Très rapidement, le conflit a pris une connotation interethnique. En effet, dans leurs représailles, les forces de défense et de sécurité se sont appuyées sur une autre milice, les Bana Mura, composée de membres des ethnies Tchokwe, Pende et Tetela. Les affrontements entre, d’une part, les miliciens Kamuina Nsapu et, d’autre part, les forces de sécurité et les milices Bana Mura ont fait plus de 3 000 morts et 1,4 million de déplacés entre 2016 et 2017, selon les Nations unies.
Quid des responsables dans l’armée ?
Mais qu’en est-il des poursuites pour les crimes commis par les militaires congolais durant le conflit au Kasaï ? « Les dossiers sont en cours. La justice est en train de faire son travail, aucun criminel, quel que soit son rang, ne sera épargné », répond avec optimisme le bâtonnier Tambwe. « Il y a d'autres enquêtes en cours, à la fois dans la province du Kasaï et la province du Kasaï central, pour des crimes commis dans le conflit Kamuina Nsapu. Ces enquêtes visent des miliciens et des éléments des forces de sécurité congolaises », indique Daniele Perissi, de l’ONG suisse TRIAL International, déjà présente dans les procès se tenant dans l’est de la RDC et qui vient de commencer à travailler aux Kasaï. « Nous espérons que ces enquêtes puissent aboutir et que d'autres procès se tiennent dans les prochains mois et années », ajoute-t-il.

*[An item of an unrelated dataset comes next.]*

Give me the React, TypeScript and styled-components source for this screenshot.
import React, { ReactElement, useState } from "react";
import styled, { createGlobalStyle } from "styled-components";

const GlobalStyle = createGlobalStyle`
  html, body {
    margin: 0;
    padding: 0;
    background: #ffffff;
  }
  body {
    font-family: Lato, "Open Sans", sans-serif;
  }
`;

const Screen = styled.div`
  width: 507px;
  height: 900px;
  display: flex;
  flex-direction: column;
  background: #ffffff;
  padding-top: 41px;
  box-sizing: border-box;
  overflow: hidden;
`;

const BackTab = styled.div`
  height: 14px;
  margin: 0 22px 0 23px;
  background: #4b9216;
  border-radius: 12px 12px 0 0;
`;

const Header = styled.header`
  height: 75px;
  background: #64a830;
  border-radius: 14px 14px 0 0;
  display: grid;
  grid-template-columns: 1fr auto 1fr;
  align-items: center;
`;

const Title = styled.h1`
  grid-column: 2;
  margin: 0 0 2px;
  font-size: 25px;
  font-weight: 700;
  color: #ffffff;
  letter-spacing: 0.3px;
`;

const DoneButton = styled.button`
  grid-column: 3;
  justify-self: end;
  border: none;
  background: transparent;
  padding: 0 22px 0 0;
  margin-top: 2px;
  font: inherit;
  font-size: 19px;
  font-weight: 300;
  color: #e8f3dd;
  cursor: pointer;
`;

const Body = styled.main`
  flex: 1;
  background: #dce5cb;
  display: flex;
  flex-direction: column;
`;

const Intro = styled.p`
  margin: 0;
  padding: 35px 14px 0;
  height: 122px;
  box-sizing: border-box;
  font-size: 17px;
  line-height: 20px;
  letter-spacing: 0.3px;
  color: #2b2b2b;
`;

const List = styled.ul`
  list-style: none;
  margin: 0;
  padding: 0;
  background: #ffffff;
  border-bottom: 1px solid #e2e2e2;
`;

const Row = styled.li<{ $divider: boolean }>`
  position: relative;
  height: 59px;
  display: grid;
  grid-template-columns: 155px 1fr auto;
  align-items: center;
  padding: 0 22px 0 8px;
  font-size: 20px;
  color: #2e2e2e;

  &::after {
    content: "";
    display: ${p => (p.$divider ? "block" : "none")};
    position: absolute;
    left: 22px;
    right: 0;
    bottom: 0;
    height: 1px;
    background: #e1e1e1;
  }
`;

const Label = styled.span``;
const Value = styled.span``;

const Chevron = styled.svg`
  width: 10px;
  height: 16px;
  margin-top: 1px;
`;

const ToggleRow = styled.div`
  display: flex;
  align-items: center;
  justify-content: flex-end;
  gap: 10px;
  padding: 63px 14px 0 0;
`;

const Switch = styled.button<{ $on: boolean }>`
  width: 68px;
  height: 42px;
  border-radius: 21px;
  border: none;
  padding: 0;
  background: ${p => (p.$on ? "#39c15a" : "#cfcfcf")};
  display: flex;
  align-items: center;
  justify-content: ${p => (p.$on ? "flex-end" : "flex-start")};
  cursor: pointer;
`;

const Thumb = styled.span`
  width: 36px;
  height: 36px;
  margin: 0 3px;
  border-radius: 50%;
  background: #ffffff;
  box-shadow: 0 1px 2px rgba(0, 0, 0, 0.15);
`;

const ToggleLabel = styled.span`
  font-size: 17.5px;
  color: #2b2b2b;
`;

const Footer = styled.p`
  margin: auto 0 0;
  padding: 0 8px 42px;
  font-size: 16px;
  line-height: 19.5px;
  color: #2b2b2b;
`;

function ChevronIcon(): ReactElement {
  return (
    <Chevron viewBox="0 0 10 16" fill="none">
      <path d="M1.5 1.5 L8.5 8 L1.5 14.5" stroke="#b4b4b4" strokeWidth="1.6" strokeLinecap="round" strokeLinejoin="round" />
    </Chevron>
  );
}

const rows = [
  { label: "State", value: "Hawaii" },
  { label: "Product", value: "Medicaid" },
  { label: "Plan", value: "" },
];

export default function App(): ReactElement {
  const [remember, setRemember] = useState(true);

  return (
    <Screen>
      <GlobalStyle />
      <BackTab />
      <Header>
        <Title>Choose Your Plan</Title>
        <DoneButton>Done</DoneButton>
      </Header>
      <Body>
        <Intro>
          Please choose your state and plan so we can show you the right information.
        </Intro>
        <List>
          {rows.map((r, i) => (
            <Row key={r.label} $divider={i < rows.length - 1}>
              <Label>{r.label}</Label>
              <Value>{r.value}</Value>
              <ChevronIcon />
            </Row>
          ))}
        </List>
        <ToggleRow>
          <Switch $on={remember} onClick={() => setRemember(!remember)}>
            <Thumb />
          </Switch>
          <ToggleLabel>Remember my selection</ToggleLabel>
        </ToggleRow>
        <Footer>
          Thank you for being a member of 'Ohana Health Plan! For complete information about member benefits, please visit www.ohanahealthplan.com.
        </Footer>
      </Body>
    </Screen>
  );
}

Membre d’une équipe d’experts internationaux nommés par l’Onu sur la situation au Kasaï, Marie-Thérèse Keita-Bocoum a recommandé, devant la presse à Genève, le 6 octobre, la mise en place d’un mécanisme de justice transitionnelle qui « inclut forcément la justice pénale » mais « aussi d’autres mécanismes non judiciaires qui permettront de réparer les torts qui ont été commis aux victimes » et « permettront aussi une réparation collective ». Pour l’heure, le travail repose surtout sur les épaules de la justice militaire, comme c’est déjà le cas à l’est du pays, dans les régions du Kivu.